-- Data block --
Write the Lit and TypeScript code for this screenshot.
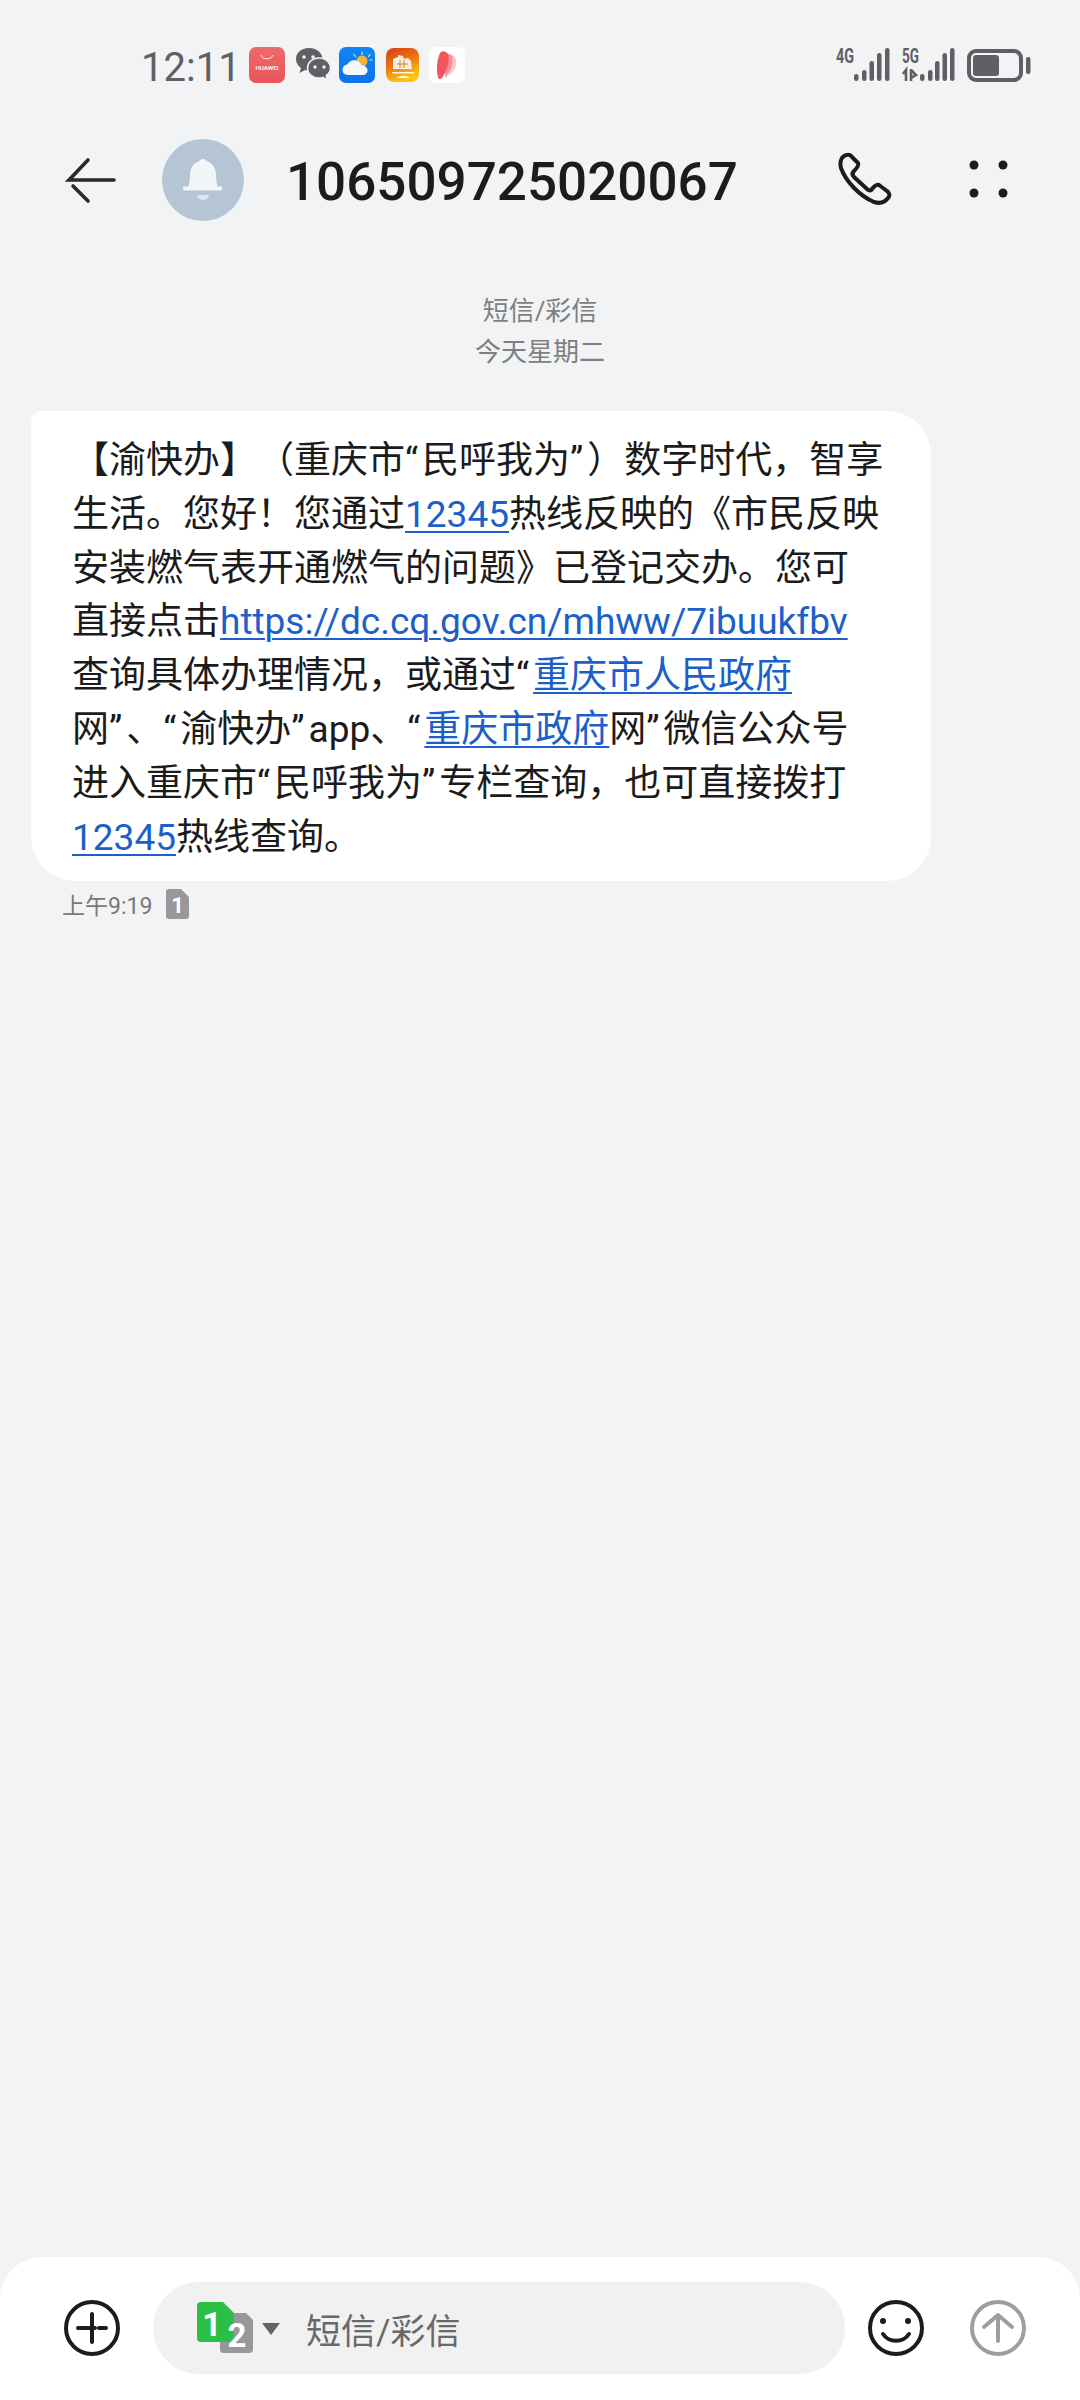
import { LitElement, css, html, svg } from "lit";
import { customElement } from "lit/decorators.js";

const bars = (xs: number[]) => {
  const tops = [74, 70, 61, 53, 48];
  return xs.map(
    (x, i) => svg`<rect x=${x} y=${tops[i]} width="4.5" height=${81 - tops[i]} rx="2.2" fill="#5f6063"></rect>`,
  );
};

@customElement("app-root")
export class AppRoot extends LitElement {
  static styles = css`
    :host {
      display: block;
      width: 1080px;
      height: 2400px;
      background: #f1f3f5;
      font-family: Roboto, "Noto Sans CJK SC", sans-serif;
      overflow: hidden;
    }
    svg {
      display: block;
      flex: none;
    }
    .page {
      height: 2400px;
      display: flex;
      flex-direction: column;
    }
    .status {
      height: 134px;
      display: flex;
      align-items: center;
      padding-left: 141px;
    }
    .time {
      width: 108px;
      font-size: 40px;
      color: #5f6063;
    }
    .apps {
      flex: none;
    }
    .signal {
      margin-left: 357px;
    }
    .header {
      height: 92px;
      display: flex;
      align-items: center;
      padding-left: 62px;
    }
    .avatar {
      margin-left: 40px;
    }
    .title {
      margin-left: 42px;
      width: 544px;
      padding-top: 4px;
      font-size: 53px;
      font-weight: 500;
      color: #1c1c1e;
      line-height: 88px;
    }
    .dots {
      margin-left: 61px;
    }
    .thread {
      flex: 1;
    }
    .notice {
      margin-top: 65px;
      text-align: center;
      font-size: 26px;
      line-height: 41px;
      color: #7d7f82;
    }
    .bubble {
      margin: 38px 0 0 31px;
      width: 900px;
      box-sizing: border-box;
      padding: 23px 0 17px 41px;
      background: #fff;
      border-radius: 10px 44px 44px 44px;
      font-size: 37px;
      line-height: 53.8px;
      color: #1b1b1b;
      white-space: nowrap;
      text-spacing-trim: space-all;
    }
    .bubble a {
      color: #1d5fc9;
      text-decoration: underline;
      text-decoration-thickness: 2px;
      text-underline-offset: 4px;
    }
    .q {
      letter-spacing: 4px;
    }
    .meta {
      margin: 8px 0 0 62px;
      display: flex;
      align-items: center;
      gap: 14px;
      height: 30px;
      font-size: 23px;
      color: #77797c;
    }
    .composer {
      height: 143px;
      box-sizing: border-box;
      padding-top: 25px;
      background: #fff;
      border-radius: 42px 42px 0 0;
      display: flex;
      align-items: flex-start;
    }
    .icon {
      margin-top: 16px;
    }
    .plus {
      margin-left: 62px;
    }
    .pill {
      margin-left: 31px;
      width: 692px;
      height: 92px;
      border-radius: 46px;
      background: #f1f1f1;
      display: flex;
      align-items: center;
      padding-left: 44px;
      box-sizing: border-box;
    }
    .placeholder {
      margin-left: 9px;
      font-size: 35px;
      color: #68696b;
    }
    .smile {
      margin-left: 21px;
    }
    .send {
      margin-left: 42px;
    }
  `;

  private statusIcons() {
    return html`<svg class="apps" width="230" height="40" viewBox="0 2 230 40">
      <defs>
        <linearGradient id="hw" x1="0" y1="0" x2="0" y2="1">
          <stop offset="0" stop-color="#ee6a6c"></stop>
          <stop offset="1" stop-color="#e9545a"></stop>
        </linearGradient>
        <linearGradient id="wx" x1="0" y1="0" x2="0" y2="1">
          <stop offset="0" stop-color="#0f86f5"></stop>
          <stop offset="1" stop-color="#0a73ea"></stop>
        </linearGradient>
        <linearGradient id="org" x1="0" y1="0" x2="0.4" y2="1">
          <stop offset="0" stop-color="#d63b1a"></stop>
          <stop offset="0.55" stop-color="#ec7a14"></stop>
          <stop offset="1" stop-color="#f8c80f"></stop>
        </linearGradient>
      </defs>
      <!-- huawei store -->
      <rect x="0" y="2" width="36" height="36" rx="7" fill="url(#hw)"></rect>
      <path d="M12 10c1 5 11 5 12 0" fill="none" stroke="#fff" stroke-width="1" opacity="0.85"></path>
      <text x="18" y="25" text-anchor="middle" font-family="Roboto" font-weight="700" font-size="6.2" fill="#fff" opacity="0.9">HUAWEI</text>
      <!-- wechat -->
      <path d="M60 3c-8 0-13 5-13 11 0 4 2 7 5 9l-1.500 5 5.500-3c1.500.4 3 .6 4.500.6 7 0 13-5 13-11.500S67 3 60 3z" fill="#5f6063"></path>
      <path d="M70 13c-7 0-11.500 4.500-11.500 10S63 33 70 33c1.300 0 2.500-.2 3.800-.6l4.700 2.800-1.200-4.500c2.500-1.900 4.200-4.600 4.200-7.700 0-5.500-5-10-10.500-10z" fill="#5f6063" stroke="#f1f3f5" stroke-width="1.500"></path>
      <circle cx="55" cy="12" r="1.800" fill="#f1f3f5"></circle>
      <circle cx="64" cy="12" r="1.800" fill="#f1f3f5"></circle>
      <circle cx="66" cy="22" r="1.700" fill="#f1f3f5"></circle>
      <circle cx="75" cy="22" r="1.700" fill="#f1f3f5"></circle>
      <!-- weather -->
      <rect x="90" y="2" width="36" height="36" rx="7" fill="url(#wx)"></rect>
      <circle cx="113" cy="16" r="5.500" fill="#f5b53a"></circle>
      <path d="M113 7v2.500M105 9.500l1.500 2M121 9.500l-1.500 2M123 15h-2" stroke="#e8eef6" stroke-width="1.200" stroke-linecap="round"></path>
      <path d="M99 30c-3.500 0-5.500-2.400-5.500-5.200 0-2.800 2-5 4.800-5.200 1.300-2.800 4-4.400 7-4.400 3.400 0 6.300 2.200 7.200 5.400 3.200-.2 6 2 6 4.800 0 2.800-2.300 4.600-5 4.600z" fill="#f3f8fd"></path>
      <!-- city app -->
      <rect x="137" y="3" width="33" height="34" rx="8" fill="url(#org)"></rect>
      <path d="M144 24v-10l5-2v-2l5 1 1 3 4-1 3 3 1 8zM143 27h22v1.500h-22zM147 33c4-3 10-3 14 0" fill="#fff" fill-opacity="0.88" stroke="none"></path>
      <path d="M151 15v8M155 15v8M148 19h11" stroke="#e8741c" stroke-width="1"></path>
      <!-- notes -->
      <rect x="180" y="2" width="36" height="36" rx="7" fill="#fff"></rect>
      <path d="M202 10l4 2c3 6 1 14-7 19z" fill="#fcc6c8"></path>
      <path d="M197 8l6 2c2 7-1 17-7 23z" fill="#f98f92"></path>
      <path d="M191 8c2-3 6-2 8 1 2 7-1 17-6 24-2 2-4 1-4-1-2-8-1-17 2-24z" fill="#f2555c"></path>
    </svg>`;
  }

  private signal() {
    return html`<svg class="signal" width="197" height="134" viewBox="836 0 197 134">
      <text x="836" y="63" font-family="Roboto" font-weight="700" font-size="20" fill="#5f6063" textLength="18" lengthAdjust="spacingAndGlyphs">4G</text>
      ${bars([854, 862, 869.500, 877, 885])}
      <text x="902" y="63" font-family="Roboto" font-weight="700" font-size="20" fill="#5f6063" textLength="17" lengthAdjust="spacingAndGlyphs">5G</text>
      <path d="M903 74l3-4v11M911 69v12M911 70l5 5-5 3" fill="none" stroke="#5f6063" stroke-width="2.600"></path>
      ${bars([920, 928, 935, 942.500, 950])}
      <rect x="969" y="51" width="52" height="29" rx="7" fill="none" stroke="#5f6063" stroke-width="4"></rect>
      <rect x="973" y="55" width="26" height="21" rx="3" fill="#5f6063"></rect>
      <rect x="1026" y="57" width="4.500" height="17" rx="2" fill="#5f6063"></rect>
    </svg>`;
  }

  render() {
    return html`<div class="page">
      <div class="status">
        <div class="time">12:11</div>
        ${this.statusIcons()} ${this.signal()}
      </div>

      <div class="header">
        <svg width="60" height="60" viewBox="62 150 60 60" fill="none" stroke="#2a2a2c" stroke-width="3.600" stroke-linecap="round">
          <path d="M88 160L69 180H114M73 186l15 15"></path>
        </svg>
        <svg class="avatar" width="82" height="82" viewBox="0 0 82 82">
          <circle cx="41" cy="41" r="41" fill="#b5c5d5"></circle>
          <path d="M41 20c1.500 0 3 1 3.500 2 6 2 9.500 7.500 9.500 14 0 6 .8 10 2 13H26c1.200-3 2-7 2-13 0-6.500 3.500-12 9.500-14 .5-1 2-2 3.500-2z" fill="#f3f6f9"></path>
          <rect x="21" y="47.500" width="39" height="4" rx="1" fill="#f3f6f9"></rect>
          <path d="M35 56h12c-.5 3-3 5-6 5s-5.500-2-6-5z" fill="#dfe6ee"></path>
        </svg>
        <div class="title">106509725020067</div>
        <svg width="70" height="70" viewBox="30 15 70 70" fill="none" stroke="#1c1c1e" stroke-width="4" stroke-linejoin="round">
          <path d="M42 28C45 24 50 24 52 27L58 33C59 35 57 38 54 41C52 43 52 45 54 47L67 59C69 61 71 61 72 59C74 57 76 54 79 55L87 61C90 63 90 66 88 68C85 72 80 74 74 72C60 66 46 52 41 38C40 34 40 31 42 28Z"></path>
        </svg>
        <svg class="dots" width="55" height="50" viewBox="0 0 55 50" fill="#1c1c1e">
          <circle cx="13" cy="10" r="4.500"></circle>
          <circle cx="42" cy="10" r="4.500"></circle>
          <circle cx="13" cy="38" r="4.500"></circle>
          <circle cx="42" cy="38" r="4.500"></circle>
        </svg>
      </div>

      <div class="thread">
        <div class="notice">短信/彩信<br />今天星期二</div>
        <div class="bubble">
          【渝快办】（重庆市<span class="q">“</span>民呼我为<span class="q">”</span>）数字时代，智享<br />
          生活。您好！您通过<a>12345</a>热线反映的《市民反映<br />
          安装燃气表开通燃气的问题》已登记交办。您可<br />
          直接点击<a>https://dc.cq.gov.cn/mhww/7ibuukfbv</a><br />
          查询具体办理情况，或通过<span class="q">“</span><a>重庆市人民政府</a><br />
          网<span class="q">”</span>、<span class="q">“</span>渝快办<span class="q">”</span>app、<span class="q">“</span><a>重庆市政府</a>网<span class="q">”</span>微信公众号<br />
          进入重庆市<span class="q">“</span>民呼我为<span class="q">”</span>专栏查询，也可直接拨打<br />
          <a>12345</a>热线查询。
        </div>
        <div class="meta">
          <span>上午9:19</span>
          <svg width="24" height="30" viewBox="0 0 24 30">
            <path d="M3 0h12l8 8v19a3 3 0 0 1-3 3H3a3 3 0 0 1-3-3V3a3 3 0 0 1 3-3z" fill="#96989a"></path>
            <text x="11.500" y="24" text-anchor="middle" font-family="Roboto" font-weight="700" font-size="22" fill="#fff">1</text>
          </svg>
        </div>
      </div>

      <div class="composer">
        <svg class="icon plus" width="60" height="60" viewBox="0 0 60 60" fill="none" stroke="#1c1c1e" stroke-width="4" stroke-linecap="round">
          <circle cx="30" cy="30" r="26"></circle>
          <path d="M30 16v28M16 30h17M37 30h7"></path>
        </svg>
        <div class="pill">
          <svg width="100" height="54" viewBox="0 0 100 54">
            <path d="M23 12h26l7 7v29a4 4 0 0 1-4 4H27a4 4 0 0 1-4-4z" fill="#96989a"></path>
            <path d="M4 1h22l11 11v25a4 4 0 0 1-4 4H4a4 4 0 0 1-4-4V5a4 4 0 0 1 4-4z" fill="#2dbf45"></path>
            <text x="15" y="35" text-anchor="middle" font-family="Roboto" font-weight="700" font-size="34" fill="#fff">1</text>
            <text x="40" y="46" text-anchor="middle" font-family="Roboto" font-weight="700" font-size="33" fill="#fff">2</text>
            <path d="M65 22h18l-9 12z" fill="#636466"></path>
          </svg>
          <span class="placeholder">短信/彩信</span>
        </div>
        <svg class="icon smile" width="60" height="60" viewBox="0 0 60 60" fill="none" stroke="#1c1c1e" stroke-width="4" stroke-linecap="round">
          <circle cx="30" cy="30" r="26"></circle>
          <circle cx="17" cy="23" r="3" fill="#1c1c1e" stroke="none"></circle>
          <circle cx="42" cy="23" r="3" fill="#1c1c1e" stroke="none"></circle>
          <path d="M17 36c6 9 20 9 26 0"></path>
        </svg>
        <svg class="icon send" width="60" height="60" viewBox="0 0 60 60" fill="none" stroke="#9e9e9e" stroke-width="4" stroke-linecap="round" stroke-linejoin="round">
          <circle cx="30" cy="30" r="26"></circle>
          <path d="M30 43V17M16 29l14-12 14 12"></path>
        </svg>
      </div>
    </div>`;
  }
}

-- Work to complete --
Pull out each line holding the string "this".

-- Task solution --
Write the Lit and TypeScript code for this screenshot.
        ${this.statusIcons()} ${this.signal()}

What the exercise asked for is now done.